• [GIVEN INSTRUCTION] Quote the entries below from the line with "Output the component" through the line with "ChevronDown, X, CornerDownLeft", both ends included, and only those lines.

• [AVAILABLE DATA]

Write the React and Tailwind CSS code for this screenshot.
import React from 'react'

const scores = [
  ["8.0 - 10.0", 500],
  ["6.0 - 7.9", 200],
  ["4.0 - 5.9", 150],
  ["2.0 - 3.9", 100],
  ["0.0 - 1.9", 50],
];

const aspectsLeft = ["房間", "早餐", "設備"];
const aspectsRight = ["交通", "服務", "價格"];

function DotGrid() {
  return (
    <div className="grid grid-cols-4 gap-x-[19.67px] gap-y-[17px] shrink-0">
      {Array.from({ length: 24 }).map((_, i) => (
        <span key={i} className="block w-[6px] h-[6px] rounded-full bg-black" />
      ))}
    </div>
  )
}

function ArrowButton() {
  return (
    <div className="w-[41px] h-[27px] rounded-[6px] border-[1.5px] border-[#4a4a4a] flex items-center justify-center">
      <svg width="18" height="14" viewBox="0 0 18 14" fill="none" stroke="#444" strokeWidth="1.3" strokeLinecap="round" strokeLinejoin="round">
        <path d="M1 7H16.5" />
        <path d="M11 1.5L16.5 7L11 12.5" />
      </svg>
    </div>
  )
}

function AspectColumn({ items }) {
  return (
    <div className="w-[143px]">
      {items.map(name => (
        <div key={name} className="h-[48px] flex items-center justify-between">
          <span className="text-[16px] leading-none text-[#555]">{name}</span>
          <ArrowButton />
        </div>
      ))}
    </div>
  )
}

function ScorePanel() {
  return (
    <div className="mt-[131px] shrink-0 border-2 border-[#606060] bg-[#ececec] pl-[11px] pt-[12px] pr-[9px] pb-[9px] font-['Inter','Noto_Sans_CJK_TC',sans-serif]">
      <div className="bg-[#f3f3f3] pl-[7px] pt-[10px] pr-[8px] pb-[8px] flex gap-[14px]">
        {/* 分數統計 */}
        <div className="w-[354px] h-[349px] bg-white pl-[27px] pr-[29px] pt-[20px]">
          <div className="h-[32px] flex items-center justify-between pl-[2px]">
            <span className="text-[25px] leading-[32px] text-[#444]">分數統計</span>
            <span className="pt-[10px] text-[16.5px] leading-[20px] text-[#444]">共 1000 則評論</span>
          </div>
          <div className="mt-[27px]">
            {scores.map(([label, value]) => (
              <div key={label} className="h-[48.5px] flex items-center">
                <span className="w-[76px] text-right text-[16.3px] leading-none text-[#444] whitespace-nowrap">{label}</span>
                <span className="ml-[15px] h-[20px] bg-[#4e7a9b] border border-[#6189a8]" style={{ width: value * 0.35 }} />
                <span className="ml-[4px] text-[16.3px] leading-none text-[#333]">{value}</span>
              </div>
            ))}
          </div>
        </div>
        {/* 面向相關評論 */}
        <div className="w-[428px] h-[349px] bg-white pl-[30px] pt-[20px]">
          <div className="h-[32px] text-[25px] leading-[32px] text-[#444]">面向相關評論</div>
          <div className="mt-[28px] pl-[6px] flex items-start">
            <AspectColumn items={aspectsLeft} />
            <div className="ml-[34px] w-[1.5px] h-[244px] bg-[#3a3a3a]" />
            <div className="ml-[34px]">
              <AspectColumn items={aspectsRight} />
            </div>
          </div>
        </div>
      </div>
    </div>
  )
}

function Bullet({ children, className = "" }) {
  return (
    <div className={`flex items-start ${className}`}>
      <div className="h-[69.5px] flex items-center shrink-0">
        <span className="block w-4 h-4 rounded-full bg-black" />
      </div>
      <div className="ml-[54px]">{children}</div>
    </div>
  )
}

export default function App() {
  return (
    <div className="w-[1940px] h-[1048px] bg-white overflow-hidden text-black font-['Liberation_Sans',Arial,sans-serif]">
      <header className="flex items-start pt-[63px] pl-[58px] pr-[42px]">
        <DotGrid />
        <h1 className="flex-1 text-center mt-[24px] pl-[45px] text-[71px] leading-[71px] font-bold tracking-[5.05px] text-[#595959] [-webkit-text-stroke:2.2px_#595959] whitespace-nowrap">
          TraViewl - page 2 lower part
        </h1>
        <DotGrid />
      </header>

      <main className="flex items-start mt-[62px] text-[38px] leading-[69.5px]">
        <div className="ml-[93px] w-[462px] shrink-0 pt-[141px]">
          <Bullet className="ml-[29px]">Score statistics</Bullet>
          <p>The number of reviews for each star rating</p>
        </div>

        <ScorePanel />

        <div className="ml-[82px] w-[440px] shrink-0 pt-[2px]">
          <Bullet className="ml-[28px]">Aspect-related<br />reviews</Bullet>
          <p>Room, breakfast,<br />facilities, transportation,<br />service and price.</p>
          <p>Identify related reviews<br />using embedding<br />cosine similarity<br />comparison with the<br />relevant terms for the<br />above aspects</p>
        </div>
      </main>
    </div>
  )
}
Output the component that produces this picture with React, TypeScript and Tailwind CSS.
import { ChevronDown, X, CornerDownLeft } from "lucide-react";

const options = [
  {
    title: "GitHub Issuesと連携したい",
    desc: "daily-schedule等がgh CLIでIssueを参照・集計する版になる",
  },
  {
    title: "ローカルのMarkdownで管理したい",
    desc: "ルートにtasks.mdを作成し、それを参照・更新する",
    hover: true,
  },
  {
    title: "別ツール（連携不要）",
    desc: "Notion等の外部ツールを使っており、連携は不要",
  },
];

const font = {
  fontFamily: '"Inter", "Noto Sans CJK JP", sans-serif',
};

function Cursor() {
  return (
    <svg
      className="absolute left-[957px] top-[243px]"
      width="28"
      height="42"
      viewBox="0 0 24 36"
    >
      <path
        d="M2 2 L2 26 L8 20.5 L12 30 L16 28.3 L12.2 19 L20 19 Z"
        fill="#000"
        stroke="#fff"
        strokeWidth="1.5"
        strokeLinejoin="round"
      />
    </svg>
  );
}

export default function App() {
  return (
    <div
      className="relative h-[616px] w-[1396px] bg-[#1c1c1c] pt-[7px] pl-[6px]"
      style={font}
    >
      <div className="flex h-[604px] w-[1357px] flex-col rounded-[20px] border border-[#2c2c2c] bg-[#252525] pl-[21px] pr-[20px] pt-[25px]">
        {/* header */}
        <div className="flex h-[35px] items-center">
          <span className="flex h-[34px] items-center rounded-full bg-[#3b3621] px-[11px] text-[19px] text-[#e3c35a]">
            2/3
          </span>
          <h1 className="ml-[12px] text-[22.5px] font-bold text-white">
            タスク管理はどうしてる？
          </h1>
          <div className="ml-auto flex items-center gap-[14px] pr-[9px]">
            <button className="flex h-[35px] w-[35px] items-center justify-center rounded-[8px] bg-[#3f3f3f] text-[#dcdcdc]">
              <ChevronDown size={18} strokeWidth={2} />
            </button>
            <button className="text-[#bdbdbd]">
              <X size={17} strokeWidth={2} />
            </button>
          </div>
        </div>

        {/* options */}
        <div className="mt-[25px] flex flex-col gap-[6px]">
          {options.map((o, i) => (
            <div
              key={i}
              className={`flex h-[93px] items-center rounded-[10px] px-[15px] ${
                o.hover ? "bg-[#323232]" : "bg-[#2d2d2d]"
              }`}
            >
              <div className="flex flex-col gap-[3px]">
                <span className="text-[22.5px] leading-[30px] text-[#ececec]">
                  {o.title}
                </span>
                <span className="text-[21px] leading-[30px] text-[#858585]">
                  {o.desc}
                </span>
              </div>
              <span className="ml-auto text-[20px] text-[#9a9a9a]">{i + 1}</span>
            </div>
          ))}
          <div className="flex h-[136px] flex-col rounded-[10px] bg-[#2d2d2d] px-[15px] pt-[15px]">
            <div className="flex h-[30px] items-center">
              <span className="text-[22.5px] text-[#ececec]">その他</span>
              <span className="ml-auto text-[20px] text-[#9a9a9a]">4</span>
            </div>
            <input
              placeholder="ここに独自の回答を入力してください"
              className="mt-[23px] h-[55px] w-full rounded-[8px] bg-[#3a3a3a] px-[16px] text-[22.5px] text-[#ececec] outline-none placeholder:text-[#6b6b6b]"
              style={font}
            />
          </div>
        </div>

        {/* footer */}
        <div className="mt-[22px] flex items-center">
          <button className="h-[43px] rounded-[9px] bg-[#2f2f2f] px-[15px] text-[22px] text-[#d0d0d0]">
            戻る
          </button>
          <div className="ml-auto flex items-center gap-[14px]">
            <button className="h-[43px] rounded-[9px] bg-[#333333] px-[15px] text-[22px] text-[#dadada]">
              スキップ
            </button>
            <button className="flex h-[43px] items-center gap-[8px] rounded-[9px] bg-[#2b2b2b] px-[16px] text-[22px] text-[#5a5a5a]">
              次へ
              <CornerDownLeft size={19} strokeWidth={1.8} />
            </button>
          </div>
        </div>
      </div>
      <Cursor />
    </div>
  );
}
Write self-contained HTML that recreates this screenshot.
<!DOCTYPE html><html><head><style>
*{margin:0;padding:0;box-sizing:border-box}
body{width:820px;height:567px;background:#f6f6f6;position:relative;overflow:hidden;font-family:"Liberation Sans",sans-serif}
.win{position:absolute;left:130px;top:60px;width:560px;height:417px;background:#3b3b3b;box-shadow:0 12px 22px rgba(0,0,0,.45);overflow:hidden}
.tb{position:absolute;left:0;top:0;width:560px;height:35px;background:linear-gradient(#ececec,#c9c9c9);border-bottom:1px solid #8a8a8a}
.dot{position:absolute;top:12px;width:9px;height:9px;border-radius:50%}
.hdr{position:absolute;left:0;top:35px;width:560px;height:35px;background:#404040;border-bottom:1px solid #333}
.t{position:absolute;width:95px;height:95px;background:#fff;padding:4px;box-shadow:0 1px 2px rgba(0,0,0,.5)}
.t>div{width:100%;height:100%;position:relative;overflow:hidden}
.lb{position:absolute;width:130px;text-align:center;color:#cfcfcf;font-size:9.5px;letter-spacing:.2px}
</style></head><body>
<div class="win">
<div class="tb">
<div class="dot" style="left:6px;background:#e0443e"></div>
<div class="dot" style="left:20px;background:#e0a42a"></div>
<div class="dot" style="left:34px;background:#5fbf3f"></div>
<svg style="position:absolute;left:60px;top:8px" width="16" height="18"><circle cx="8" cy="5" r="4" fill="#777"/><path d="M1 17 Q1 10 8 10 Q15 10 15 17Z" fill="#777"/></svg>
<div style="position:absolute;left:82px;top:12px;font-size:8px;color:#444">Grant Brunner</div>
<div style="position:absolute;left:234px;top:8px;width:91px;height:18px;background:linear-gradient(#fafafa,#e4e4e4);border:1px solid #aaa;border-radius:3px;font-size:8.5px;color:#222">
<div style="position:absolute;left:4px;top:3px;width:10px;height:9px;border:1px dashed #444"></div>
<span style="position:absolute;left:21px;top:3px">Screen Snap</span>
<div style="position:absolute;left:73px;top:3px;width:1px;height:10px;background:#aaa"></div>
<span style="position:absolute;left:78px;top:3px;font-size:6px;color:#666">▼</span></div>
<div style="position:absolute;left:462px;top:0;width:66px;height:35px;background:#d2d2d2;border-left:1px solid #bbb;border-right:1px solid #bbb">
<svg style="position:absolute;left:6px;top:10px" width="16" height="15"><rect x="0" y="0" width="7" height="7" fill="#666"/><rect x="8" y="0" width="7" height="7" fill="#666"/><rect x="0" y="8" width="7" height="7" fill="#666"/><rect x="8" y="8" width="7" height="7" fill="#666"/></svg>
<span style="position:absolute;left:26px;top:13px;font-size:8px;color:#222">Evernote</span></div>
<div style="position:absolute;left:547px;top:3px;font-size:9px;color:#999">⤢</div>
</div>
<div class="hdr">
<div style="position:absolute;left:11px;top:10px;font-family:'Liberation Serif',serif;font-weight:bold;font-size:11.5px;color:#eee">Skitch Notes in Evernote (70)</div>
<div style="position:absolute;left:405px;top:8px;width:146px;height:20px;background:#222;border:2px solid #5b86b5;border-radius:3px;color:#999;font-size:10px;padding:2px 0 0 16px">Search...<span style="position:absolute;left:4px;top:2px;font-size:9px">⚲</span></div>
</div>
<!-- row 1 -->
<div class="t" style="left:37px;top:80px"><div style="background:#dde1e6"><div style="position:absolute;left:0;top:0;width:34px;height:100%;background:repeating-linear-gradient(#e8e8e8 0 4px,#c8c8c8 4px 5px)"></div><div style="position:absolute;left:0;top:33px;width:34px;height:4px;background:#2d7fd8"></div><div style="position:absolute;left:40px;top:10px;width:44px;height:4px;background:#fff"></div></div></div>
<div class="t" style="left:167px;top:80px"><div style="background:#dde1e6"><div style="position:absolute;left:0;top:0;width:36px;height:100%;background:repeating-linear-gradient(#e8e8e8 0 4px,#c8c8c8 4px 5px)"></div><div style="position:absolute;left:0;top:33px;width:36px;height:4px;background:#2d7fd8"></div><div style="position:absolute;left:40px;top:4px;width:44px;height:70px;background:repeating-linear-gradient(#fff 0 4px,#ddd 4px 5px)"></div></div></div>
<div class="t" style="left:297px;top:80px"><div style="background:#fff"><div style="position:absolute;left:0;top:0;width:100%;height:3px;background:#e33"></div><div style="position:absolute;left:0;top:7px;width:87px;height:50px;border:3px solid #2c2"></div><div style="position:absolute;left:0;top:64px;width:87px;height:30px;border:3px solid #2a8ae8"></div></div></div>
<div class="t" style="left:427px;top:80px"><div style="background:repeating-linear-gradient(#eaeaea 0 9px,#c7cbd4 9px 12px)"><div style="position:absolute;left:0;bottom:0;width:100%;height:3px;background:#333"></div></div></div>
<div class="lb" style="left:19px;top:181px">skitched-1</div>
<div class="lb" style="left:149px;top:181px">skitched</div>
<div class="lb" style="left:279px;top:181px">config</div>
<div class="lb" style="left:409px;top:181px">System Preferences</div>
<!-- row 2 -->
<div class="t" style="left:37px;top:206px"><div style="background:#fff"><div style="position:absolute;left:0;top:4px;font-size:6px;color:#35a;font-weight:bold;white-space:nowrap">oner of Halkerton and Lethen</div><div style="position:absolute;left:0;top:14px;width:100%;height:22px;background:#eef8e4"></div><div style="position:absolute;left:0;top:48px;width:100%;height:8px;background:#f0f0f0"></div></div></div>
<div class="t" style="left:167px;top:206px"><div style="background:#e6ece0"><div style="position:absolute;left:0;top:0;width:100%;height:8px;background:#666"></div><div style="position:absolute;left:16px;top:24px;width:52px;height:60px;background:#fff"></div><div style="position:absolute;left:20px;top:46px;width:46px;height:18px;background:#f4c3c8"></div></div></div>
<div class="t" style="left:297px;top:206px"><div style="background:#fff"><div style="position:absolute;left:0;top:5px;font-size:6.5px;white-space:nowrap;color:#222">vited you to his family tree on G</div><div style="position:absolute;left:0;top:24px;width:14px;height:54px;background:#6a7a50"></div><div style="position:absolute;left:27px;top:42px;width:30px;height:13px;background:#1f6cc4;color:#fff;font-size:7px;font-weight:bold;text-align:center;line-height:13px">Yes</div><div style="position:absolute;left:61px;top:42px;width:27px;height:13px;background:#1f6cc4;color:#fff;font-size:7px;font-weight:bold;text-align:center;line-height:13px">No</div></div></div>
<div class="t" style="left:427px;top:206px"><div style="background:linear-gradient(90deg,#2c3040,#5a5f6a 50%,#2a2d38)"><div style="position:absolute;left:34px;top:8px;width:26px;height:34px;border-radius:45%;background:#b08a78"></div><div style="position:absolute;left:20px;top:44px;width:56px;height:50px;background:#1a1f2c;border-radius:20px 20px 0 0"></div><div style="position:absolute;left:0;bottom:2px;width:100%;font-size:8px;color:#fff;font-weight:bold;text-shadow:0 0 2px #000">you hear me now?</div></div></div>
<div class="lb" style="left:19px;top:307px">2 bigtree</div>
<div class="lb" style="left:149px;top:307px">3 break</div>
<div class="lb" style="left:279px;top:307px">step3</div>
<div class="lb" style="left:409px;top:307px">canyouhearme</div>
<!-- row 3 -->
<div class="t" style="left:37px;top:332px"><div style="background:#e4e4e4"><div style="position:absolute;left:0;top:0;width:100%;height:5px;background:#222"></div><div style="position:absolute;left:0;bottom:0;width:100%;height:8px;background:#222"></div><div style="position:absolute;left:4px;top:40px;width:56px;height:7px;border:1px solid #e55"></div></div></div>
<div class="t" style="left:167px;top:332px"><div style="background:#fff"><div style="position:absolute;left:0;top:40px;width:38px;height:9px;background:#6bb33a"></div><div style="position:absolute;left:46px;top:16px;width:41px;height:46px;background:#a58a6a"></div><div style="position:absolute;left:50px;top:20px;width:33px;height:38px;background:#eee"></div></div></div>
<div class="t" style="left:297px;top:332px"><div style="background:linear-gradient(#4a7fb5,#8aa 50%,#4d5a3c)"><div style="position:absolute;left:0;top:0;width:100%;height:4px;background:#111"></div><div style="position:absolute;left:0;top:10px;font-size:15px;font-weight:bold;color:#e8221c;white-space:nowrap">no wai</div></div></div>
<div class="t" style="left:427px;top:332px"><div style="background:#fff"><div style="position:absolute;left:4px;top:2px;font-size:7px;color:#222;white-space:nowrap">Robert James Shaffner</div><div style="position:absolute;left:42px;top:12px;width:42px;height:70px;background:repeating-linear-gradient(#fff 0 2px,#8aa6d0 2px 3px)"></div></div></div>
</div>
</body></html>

• [THE SOLUTION]
Output the component that produces this picture with React, TypeScript and Tailwind CSS.
import { ChevronDown, X, CornerDownLeft } from "lucide-react";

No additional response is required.